> WHAT IS BEING ASKED: Please repeat all of the listing exactly.

_ _ _ _ _ _ _

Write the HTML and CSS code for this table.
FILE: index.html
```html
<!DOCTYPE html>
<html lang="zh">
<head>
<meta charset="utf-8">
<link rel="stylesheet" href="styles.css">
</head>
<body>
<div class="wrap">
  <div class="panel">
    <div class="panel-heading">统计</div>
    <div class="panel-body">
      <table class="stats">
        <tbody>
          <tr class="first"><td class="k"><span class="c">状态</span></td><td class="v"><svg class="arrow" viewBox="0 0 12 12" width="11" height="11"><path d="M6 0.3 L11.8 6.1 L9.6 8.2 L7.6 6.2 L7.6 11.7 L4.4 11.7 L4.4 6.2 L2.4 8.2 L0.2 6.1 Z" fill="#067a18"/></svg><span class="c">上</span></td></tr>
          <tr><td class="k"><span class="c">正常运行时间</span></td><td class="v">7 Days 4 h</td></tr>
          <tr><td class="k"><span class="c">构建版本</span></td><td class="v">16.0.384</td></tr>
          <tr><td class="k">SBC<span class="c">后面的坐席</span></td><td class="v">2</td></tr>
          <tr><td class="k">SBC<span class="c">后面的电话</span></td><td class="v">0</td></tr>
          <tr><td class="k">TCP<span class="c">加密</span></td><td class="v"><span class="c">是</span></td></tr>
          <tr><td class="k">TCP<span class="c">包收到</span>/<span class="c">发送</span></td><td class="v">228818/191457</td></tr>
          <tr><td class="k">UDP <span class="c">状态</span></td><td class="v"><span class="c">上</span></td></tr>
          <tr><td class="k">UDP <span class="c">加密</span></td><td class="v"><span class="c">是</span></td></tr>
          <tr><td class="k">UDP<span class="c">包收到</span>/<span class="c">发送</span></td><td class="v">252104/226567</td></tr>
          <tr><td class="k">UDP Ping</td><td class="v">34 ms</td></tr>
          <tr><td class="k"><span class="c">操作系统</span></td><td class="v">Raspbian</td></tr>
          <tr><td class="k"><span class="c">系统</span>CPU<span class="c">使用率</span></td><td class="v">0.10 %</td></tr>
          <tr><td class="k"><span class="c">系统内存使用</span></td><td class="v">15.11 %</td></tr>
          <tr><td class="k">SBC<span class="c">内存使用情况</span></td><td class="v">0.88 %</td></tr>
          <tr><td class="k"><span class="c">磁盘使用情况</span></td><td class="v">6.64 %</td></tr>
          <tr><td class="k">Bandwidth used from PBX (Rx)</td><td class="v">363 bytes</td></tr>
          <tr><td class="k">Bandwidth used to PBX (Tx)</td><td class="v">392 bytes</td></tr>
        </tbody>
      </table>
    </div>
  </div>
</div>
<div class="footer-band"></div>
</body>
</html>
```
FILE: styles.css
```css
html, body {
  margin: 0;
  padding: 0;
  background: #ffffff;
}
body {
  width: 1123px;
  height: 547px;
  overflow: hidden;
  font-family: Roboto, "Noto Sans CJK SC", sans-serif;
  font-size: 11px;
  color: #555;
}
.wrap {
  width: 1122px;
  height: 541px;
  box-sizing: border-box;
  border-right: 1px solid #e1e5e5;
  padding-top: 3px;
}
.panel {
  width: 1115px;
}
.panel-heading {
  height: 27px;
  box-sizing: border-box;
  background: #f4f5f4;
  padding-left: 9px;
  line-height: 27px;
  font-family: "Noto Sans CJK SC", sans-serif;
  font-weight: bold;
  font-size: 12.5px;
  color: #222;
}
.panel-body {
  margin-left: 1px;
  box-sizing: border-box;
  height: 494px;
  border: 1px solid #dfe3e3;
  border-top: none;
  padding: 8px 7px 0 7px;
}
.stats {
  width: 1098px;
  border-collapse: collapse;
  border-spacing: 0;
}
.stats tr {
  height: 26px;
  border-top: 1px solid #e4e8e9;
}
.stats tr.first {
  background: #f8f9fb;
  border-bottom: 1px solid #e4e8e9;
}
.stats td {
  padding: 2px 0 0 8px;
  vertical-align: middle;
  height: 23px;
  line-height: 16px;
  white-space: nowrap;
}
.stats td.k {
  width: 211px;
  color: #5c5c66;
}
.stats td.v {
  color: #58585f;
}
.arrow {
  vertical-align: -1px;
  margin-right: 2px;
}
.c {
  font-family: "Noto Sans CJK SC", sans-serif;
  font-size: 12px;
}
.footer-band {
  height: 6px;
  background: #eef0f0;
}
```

_ _ _ _ _ _ _

> IN RESPONSE:
Write the HTML and CSS code for this table.
FILE: index.html
```html
<!DOCTYPE html>
<html lang="zh">
<head>
<meta charset="utf-8">
<link rel="stylesheet" href="styles.css">
</head>
<body>
<div class="wrap">
  <div class="panel">
    <div class="panel-heading">统计</div>
    <div class="panel-body">
      <table class="stats">
        <tbody>
          <tr class="first"><td class="k"><span class="c">状态</span></td><td class="v"><svg class="arrow" viewBox="0 0 12 12" width="11" height="11"><path d="M6 0.3 L11.8 6.1 L9.6 8.2 L7.6 6.2 L7.6 11.7 L4.4 11.7 L4.4 6.2 L2.4 8.2 L0.2 6.1 Z" fill="#067a18"/></svg><span class="c">上</span></td></tr>
          <tr><td class="k"><span class="c">正常运行时间</span></td><td class="v">7 Days 4 h</td></tr>
          <tr><td class="k"><span class="c">构建版本</span></td><td class="v">16.0.384</td></tr>
          <tr><td class="k">SBC<span class="c">后面的坐席</span></td><td class="v">2</td></tr>
          <tr><td class="k">SBC<span class="c">后面的电话</span></td><td class="v">0</td></tr>
          <tr><td class="k">TCP<span class="c">加密</span></td><td class="v"><span class="c">是</span></td></tr>
          <tr><td class="k">TCP<span class="c">包收到</span>/<span class="c">发送</span></td><td class="v">228818/191457</td></tr>
          <tr><td class="k">UDP <span class="c">状态</span></td><td class="v"><span class="c">上</span></td></tr>
          <tr><td class="k">UDP <span class="c">加密</span></td><td class="v"><span class="c">是</span></td></tr>
          <tr><td class="k">UDP<span class="c">包收到</span>/<span class="c">发送</span></td><td class="v">252104/226567</td></tr>
          <tr><td class="k">UDP Ping</td><td class="v">34 ms</td></tr>
          <tr><td class="k"><span class="c">操作系统</span></td><td class="v">Raspbian</td></tr>
          <tr><td class="k"><span class="c">系统</span>CPU<span class="c">使用率</span></td><td class="v">0.10 %</td></tr>
          <tr><td class="k"><span class="c">系统内存使用</span></td><td class="v">15.11 %</td></tr>
          <tr><td class="k">SBC<span class="c">内存使用情况</span></td><td class="v">0.88 %</td></tr>
          <tr><td class="k"><span class="c">磁盘使用情况</span></td><td class="v">6.64 %</td></tr>
          <tr><td class="k">Bandwidth used from PBX (Rx)</td><td class="v">363 bytes</td></tr>
          <tr><td class="k">Bandwidth used to PBX (Tx)</td><td class="v">392 bytes</td></tr>
        </tbody>
      </table>
    </div>
  </div>
</div>
<div class="footer-band"></div>
</body>
</html>
```
FILE: styles.css
```css
html, body {
  margin: 0;
  padding: 0;
  background: #ffffff;
}
body {
  width: 1123px;
  height: 547px;
  overflow: hidden;
  font-family: Roboto, "Noto Sans CJK SC", sans-serif;
  font-size: 11px;
  color: #555;
}
.wrap {
  width: 1122px;
  height: 541px;
  box-sizing: border-box;
  border-right: 1px solid #e1e5e5;
  padding-top: 3px;
}
.panel {
  width: 1115px;
}
.panel-heading {
  height: 27px;
  box-sizing: border-box;
  background: #f4f5f4;
  padding-left: 9px;
  line-height: 27px;
  font-family: "Noto Sans CJK SC", sans-serif;
  font-weight: bold;
  font-size: 12.5px;
  color: #222;
}
.panel-body {
  margin-left: 1px;
  box-sizing: border-box;
  height: 494px;
  border: 1px solid #dfe3e3;
  border-top: none;
  padding: 8px 7px 0 7px;
}
.stats {
  width: 1098px;
  border-collapse: collapse;
  border-spacing: 0;
}
.stats tr {
  height: 26px;
  border-top: 1px solid #e4e8e9;
}
.stats tr.first {
  background: #f8f9fb;
  border-bottom: 1px solid #e4e8e9;
}
.stats td {
  padding: 2px 0 0 8px;
  vertical-align: middle;
  height: 23px;
  line-height: 16px;
  white-space: nowrap;
}
.stats td.k {
  width: 211px;
  color: #5c5c66;
}
.stats td.v {
  color: #58585f;
}
.arrow {
  vertical-align: -1px;
  margin-right: 2px;
}
.c {
  font-family: "Noto Sans CJK SC", sans-serif;
  font-size: 12px;
}
.footer-band {
  height: 6px;
  background: #eef0f0;
}
```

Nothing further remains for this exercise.